THE INPUT:
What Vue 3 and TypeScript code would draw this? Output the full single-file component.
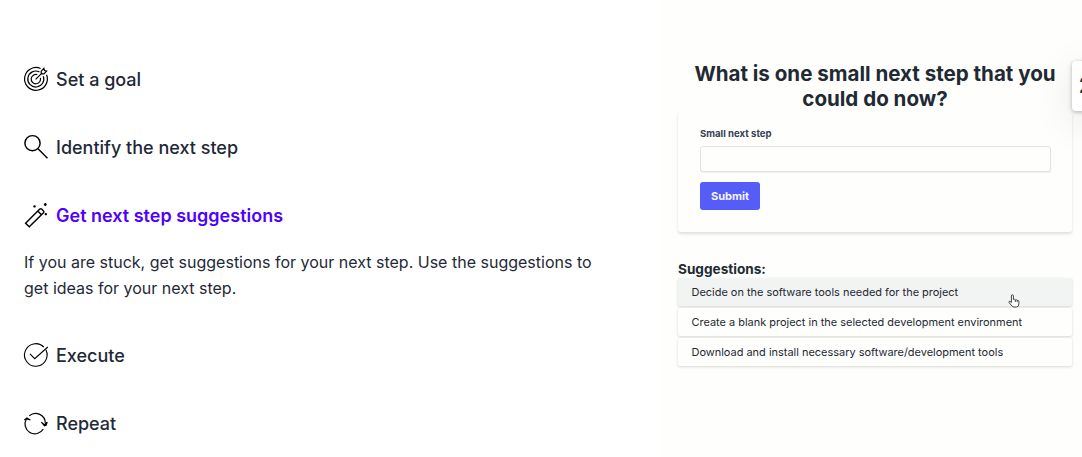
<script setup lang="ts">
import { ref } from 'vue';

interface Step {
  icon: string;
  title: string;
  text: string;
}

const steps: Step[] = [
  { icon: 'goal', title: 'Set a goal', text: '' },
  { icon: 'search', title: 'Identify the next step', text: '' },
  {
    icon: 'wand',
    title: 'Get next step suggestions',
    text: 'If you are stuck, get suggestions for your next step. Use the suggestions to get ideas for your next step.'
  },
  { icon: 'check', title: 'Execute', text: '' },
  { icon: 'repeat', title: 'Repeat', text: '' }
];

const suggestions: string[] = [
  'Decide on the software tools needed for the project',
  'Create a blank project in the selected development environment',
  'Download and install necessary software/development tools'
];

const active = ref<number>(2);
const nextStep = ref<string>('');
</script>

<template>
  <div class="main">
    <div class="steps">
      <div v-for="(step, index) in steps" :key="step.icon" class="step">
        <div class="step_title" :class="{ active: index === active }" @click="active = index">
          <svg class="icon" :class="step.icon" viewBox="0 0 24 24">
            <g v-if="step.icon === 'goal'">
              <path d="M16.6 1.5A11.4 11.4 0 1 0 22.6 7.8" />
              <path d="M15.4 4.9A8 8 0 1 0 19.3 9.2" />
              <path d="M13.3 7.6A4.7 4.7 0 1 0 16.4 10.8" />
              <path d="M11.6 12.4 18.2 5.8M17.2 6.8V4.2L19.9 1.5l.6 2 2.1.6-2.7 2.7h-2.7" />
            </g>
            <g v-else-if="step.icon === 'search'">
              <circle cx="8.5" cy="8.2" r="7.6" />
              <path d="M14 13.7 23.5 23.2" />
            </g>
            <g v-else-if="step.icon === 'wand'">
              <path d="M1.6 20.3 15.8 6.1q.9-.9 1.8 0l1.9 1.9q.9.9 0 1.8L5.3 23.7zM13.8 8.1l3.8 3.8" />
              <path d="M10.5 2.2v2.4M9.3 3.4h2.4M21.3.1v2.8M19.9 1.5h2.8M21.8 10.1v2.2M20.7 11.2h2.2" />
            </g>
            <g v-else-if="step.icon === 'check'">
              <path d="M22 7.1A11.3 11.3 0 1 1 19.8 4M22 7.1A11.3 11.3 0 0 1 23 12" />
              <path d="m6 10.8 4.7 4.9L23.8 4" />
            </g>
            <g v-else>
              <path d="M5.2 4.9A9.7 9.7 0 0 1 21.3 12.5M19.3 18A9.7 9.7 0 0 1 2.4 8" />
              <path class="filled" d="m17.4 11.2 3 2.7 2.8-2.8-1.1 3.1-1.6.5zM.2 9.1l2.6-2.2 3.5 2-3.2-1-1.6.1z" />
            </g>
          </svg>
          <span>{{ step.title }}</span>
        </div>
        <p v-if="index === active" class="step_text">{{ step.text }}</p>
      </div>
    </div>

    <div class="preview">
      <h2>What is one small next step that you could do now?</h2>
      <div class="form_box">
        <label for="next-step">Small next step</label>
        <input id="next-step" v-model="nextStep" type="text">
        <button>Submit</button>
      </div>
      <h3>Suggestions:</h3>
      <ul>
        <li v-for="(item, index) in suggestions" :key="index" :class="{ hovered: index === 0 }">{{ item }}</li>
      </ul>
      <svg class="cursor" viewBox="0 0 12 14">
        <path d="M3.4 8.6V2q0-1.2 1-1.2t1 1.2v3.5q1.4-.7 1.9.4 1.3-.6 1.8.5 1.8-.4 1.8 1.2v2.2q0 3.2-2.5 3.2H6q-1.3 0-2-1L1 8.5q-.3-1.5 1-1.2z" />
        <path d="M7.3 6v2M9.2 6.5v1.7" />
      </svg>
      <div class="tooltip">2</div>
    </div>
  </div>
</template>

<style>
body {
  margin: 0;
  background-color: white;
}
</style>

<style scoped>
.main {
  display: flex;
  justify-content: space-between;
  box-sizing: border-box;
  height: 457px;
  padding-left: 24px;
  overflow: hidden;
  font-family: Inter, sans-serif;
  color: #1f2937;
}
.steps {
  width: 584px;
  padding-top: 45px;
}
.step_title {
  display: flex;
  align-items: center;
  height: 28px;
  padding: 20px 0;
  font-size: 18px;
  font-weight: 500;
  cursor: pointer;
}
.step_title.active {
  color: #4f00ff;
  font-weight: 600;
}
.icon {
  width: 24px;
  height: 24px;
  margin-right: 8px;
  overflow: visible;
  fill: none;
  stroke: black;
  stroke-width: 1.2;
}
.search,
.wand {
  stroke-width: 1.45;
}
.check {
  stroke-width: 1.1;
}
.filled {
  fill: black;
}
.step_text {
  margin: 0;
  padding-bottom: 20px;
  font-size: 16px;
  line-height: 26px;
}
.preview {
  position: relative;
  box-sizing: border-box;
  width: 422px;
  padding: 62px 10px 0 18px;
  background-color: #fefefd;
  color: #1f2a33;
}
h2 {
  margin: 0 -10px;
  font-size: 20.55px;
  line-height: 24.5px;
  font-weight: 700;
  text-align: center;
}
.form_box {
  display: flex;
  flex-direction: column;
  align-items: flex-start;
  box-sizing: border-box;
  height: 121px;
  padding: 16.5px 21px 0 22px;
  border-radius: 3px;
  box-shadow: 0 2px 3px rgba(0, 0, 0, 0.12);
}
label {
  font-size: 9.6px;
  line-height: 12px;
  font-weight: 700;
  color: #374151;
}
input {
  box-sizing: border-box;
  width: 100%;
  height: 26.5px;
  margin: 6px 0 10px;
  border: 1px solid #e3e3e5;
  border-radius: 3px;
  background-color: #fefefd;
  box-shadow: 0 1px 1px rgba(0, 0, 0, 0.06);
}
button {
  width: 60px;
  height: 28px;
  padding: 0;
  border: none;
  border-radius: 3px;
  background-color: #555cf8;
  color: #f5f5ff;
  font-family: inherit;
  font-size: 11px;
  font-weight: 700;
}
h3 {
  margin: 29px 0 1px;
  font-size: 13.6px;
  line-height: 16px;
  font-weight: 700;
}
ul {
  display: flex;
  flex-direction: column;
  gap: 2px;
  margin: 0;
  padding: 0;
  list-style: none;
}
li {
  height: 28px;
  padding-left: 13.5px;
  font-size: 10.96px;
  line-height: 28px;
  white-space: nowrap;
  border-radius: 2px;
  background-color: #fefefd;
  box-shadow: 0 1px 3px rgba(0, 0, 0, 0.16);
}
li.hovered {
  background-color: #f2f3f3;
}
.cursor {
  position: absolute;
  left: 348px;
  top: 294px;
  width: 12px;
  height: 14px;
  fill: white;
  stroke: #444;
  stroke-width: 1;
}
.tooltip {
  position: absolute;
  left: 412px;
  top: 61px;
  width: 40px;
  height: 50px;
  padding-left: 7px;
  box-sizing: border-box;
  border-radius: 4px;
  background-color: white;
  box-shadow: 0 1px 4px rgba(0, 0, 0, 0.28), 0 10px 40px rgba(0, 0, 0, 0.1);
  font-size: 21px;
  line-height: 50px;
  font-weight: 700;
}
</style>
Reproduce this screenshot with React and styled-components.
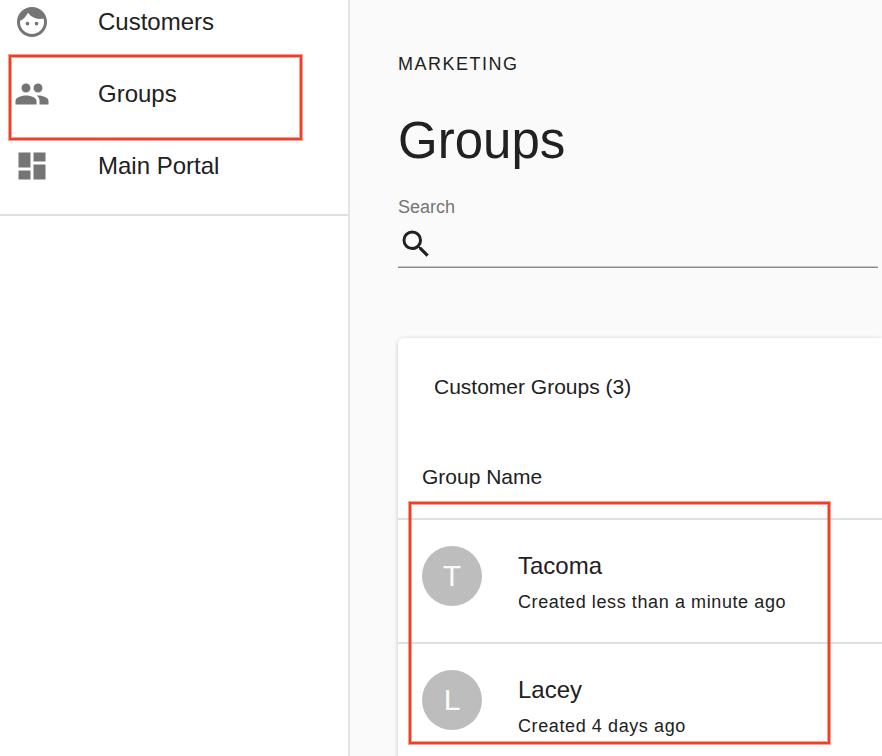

WRITTEN REQUEST: Restate each entry word for word, please, but drop any images it holds.

RESPONSE TO THIS TASK:
What Vue 3 and TypeScript code would draw this? Output the full single-file component.
<script setup lang="ts">
import { ref } from 'vue';

interface Step {
  icon: string;
  title: string;
  text: string;
}

const steps: Step[] = [
  { icon: 'goal', title: 'Set a goal', text: '' },
  { icon: 'search', title: 'Identify the next step', text: '' },
  {
    icon: 'wand',
    title: 'Get next step suggestions',
    text: 'If you are stuck, get suggestions for your next step. Use the suggestions to get ideas for your next step.'
  },
  { icon: 'check', title: 'Execute', text: '' },
  { icon: 'repeat', title: 'Repeat', text: '' }
];

const suggestions: string[] = [
  'Decide on the software tools needed for the project',
  'Create a blank project in the selected development environment',
  'Download and install necessary software/development tools'
];

const active = ref<number>(2);
const nextStep = ref<string>('');
</script>

<template>
  <div class="main">
    <div class="steps">
      <div v-for="(step, index) in steps" :key="step.icon" class="step">
        <div class="step_title" :class="{ active: index === active }" @click="active = index">
          <svg class="icon" :class="step.icon" viewBox="0 0 24 24">
            <g v-if="step.icon === 'goal'">
              <path d="M16.6 1.5A11.4 11.4 0 1 0 22.6 7.8" />
              <path d="M15.4 4.9A8 8 0 1 0 19.3 9.2" />
              <path d="M13.3 7.6A4.7 4.7 0 1 0 16.4 10.8" />
              <path d="M11.6 12.4 18.2 5.8M17.2 6.8V4.2L19.9 1.5l.6 2 2.1.6-2.7 2.7h-2.7" />
            </g>
            <g v-else-if="step.icon === 'search'">
              <circle cx="8.5" cy="8.2" r="7.6" />
              <path d="M14 13.7 23.5 23.2" />
            </g>
            <g v-else-if="step.icon === 'wand'">
              <path d="M1.6 20.3 15.8 6.1q.9-.9 1.8 0l1.9 1.9q.9.9 0 1.8L5.3 23.7zM13.8 8.1l3.8 3.8" />
              <path d="M10.5 2.2v2.4M9.3 3.4h2.4M21.3.1v2.8M19.9 1.5h2.8M21.8 10.1v2.2M20.7 11.2h2.2" />
            </g>
            <g v-else-if="step.icon === 'check'">
              <path d="M22 7.1A11.3 11.3 0 1 1 19.8 4M22 7.1A11.3 11.3 0 0 1 23 12" />
              <path d="m6 10.8 4.7 4.9L23.8 4" />
            </g>
            <g v-else>
              <path d="M5.2 4.9A9.7 9.7 0 0 1 21.3 12.5M19.3 18A9.7 9.7 0 0 1 2.4 8" />
              <path class="filled" d="m17.4 11.2 3 2.7 2.8-2.8-1.1 3.1-1.6.5zM.2 9.1l2.6-2.2 3.5 2-3.2-1-1.6.1z" />
            </g>
          </svg>
          <span>{{ step.title }}</span>
        </div>
        <p v-if="index === active" class="step_text">{{ step.text }}</p>
      </div>
    </div>

    <div class="preview">
      <h2>What is one small next step that you could do now?</h2>
      <div class="form_box">
        <label for="next-step">Small next step</label>
        <input id="next-step" v-model="nextStep" type="text">
        <button>Submit</button>
      </div>
      <h3>Suggestions:</h3>
      <ul>
        <li v-for="(item, index) in suggestions" :key="index" :class="{ hovered: index === 0 }">{{ item }}</li>
      </ul>
      <svg class="cursor" viewBox="0 0 12 14">
        <path d="M3.4 8.6V2q0-1.2 1-1.2t1 1.2v3.5q1.4-.7 1.9.4 1.3-.6 1.8.5 1.8-.4 1.8 1.2v2.2q0 3.2-2.5 3.2H6q-1.3 0-2-1L1 8.5q-.3-1.5 1-1.2z" />
        <path d="M7.3 6v2M9.2 6.5v1.7" />
      </svg>
      <div class="tooltip">2</div>
    </div>
  </div>
</template>

<style>
body {
  margin: 0;
  background-color: white;
}
</style>

<style scoped>
.main {
  display: flex;
  justify-content: space-between;
  box-sizing: border-box;
  height: 457px;
  padding-left: 24px;
  overflow: hidden;
  font-family: Inter, sans-serif;
  color: #1f2937;
}
.steps {
  width: 584px;
  padding-top: 45px;
}
.step_title {
  display: flex;
  align-items: center;
  height: 28px;
  padding: 20px 0;
  font-size: 18px;
  font-weight: 500;
  cursor: pointer;
}
.step_title.active {
  color: #4f00ff;
  font-weight: 600;
}
.icon {
  width: 24px;
  height: 24px;
  margin-right: 8px;
  overflow: visible;
  fill: none;
  stroke: black;
  stroke-width: 1.2;
}
.search,
.wand {
  stroke-width: 1.45;
}
.check {
  stroke-width: 1.1;
}
.filled {
  fill: black;
}
.step_text {
  margin: 0;
  padding-bottom: 20px;
  font-size: 16px;
  line-height: 26px;
}
.preview {
  position: relative;
  box-sizing: border-box;
  width: 422px;
  padding: 62px 10px 0 18px;
  background-color: #fefefd;
  color: #1f2a33;
}
h2 {
  margin: 0 -10px;
  font-size: 20.55px;
  line-height: 24.5px;
  font-weight: 700;
  text-align: center;
}
.form_box {
  display: flex;
  flex-direction: column;
  align-items: flex-start;
  box-sizing: border-box;
  height: 121px;
  padding: 16.5px 21px 0 22px;
  border-radius: 3px;
  box-shadow: 0 2px 3px rgba(0, 0, 0, 0.12);
}
label {
  font-size: 9.6px;
  line-height: 12px;
  font-weight: 700;
  color: #374151;
}
input {
  box-sizing: border-box;
  width: 100%;
  height: 26.5px;
  margin: 6px 0 10px;
  border: 1px solid #e3e3e5;
  border-radius: 3px;
  background-color: #fefefd;
  box-shadow: 0 1px 1px rgba(0, 0, 0, 0.06);
}
button {
  width: 60px;
  height: 28px;
  padding: 0;
  border: none;
  border-radius: 3px;
  background-color: #555cf8;
  color: #f5f5ff;
  font-family: inherit;
  font-size: 11px;
  font-weight: 700;
}
h3 {
  margin: 29px 0 1px;
  font-size: 13.6px;
  line-height: 16px;
  font-weight: 700;
}
ul {
  display: flex;
  flex-direction: column;
  gap: 2px;
  margin: 0;
  padding: 0;
  list-style: none;
}
li {
  height: 28px;
  padding-left: 13.5px;
  font-size: 10.96px;
  line-height: 28px;
  white-space: nowrap;
  border-radius: 2px;
  background-color: #fefefd;
  box-shadow: 0 1px 3px rgba(0, 0, 0, 0.16);
}
li.hovered {
  background-color: #f2f3f3;
}
.cursor {
  position: absolute;
  left: 348px;
  top: 294px;
  width: 12px;
  height: 14px;
  fill: white;
  stroke: #444;
  stroke-width: 1;
}
.tooltip {
  position: absolute;
  left: 412px;
  top: 61px;
  width: 40px;
  height: 50px;
  padding-left: 7px;
  box-sizing: border-box;
  border-radius: 4px;
  background-color: white;
  box-shadow: 0 1px 4px rgba(0, 0, 0, 0.28), 0 10px 40px rgba(0, 0, 0, 0.1);
  font-size: 21px;
  line-height: 50px;
  font-weight: 700;
}
</style>
Reproduce this screenshot with React and styled-components.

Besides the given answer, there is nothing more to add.